The body is long, cylindrical, and fusiform (pointed at both the ends). The body wall is composed of cuticle, epidermis and musculature. There is a pseudocoelom. The digestive tract is complete with prominent muscular pharynx. Respiration is by simple diffusion across body wall. The nervous system consists of a nerve ring and many longitudinal nerve cord. The animals are dioecious and have distinct reproductive systems, which comprise threadlike gonads and genital canals that have openings externally. Fertilization is internal and development is mostly indirect. Sexual dimorphism is well marked. Externally, males are much shorter than females and males also have a curved posterior end, unlike females. Internally, in males, all the digestive, reproductive systems open in a common chamber- cloaca whereas in females, there is a separate anus for digestive tract and female genital pore for female reproductive system.

==Defense mechanism==
As part of the parasite defense strategy, Ascaris roundworms secrete a series of inhibitors to target digestive and immune-related host proteases, which include pepsin, trypsin, chymotrypsin/elastase, cathepsins, and metallocarboxypeptidases (MCPs).
Ascaris species inhibit MCPs by releasing an enzyme known as Ascaris carboxypeptidase inhibitor (ACI).

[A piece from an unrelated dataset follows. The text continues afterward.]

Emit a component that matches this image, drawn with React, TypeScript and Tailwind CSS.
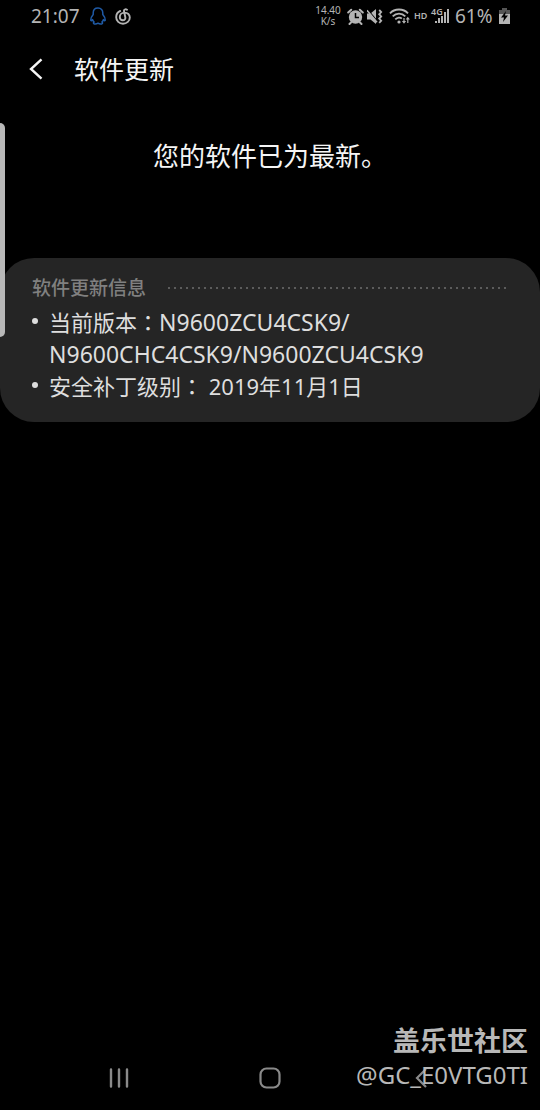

This enzyme binds to the active site of MCP and blocks the cleavage of its own proteins by the host MCP. Similarly, they inhibit trypsin by releasing the protein Ascaris Trypsin Inhibitor (pdb 1ATA).

==History==
Ascaris has been present in humans for at least several thousand years, as evidenced by Ascaris eggs found in paleofeces and in the intestines of mummified humans.

A. lumbricoides was originally called Lumbricus teres and was first described in detail by Edward Tyson in 1683. The genus Ascaris was originally described as the genus for Ascaris lumbricoides by Carl Linnaeus in 1758. The morphologically similar Ascaris suum was described from pigs by Johann August Ephraim Goeze in 1782.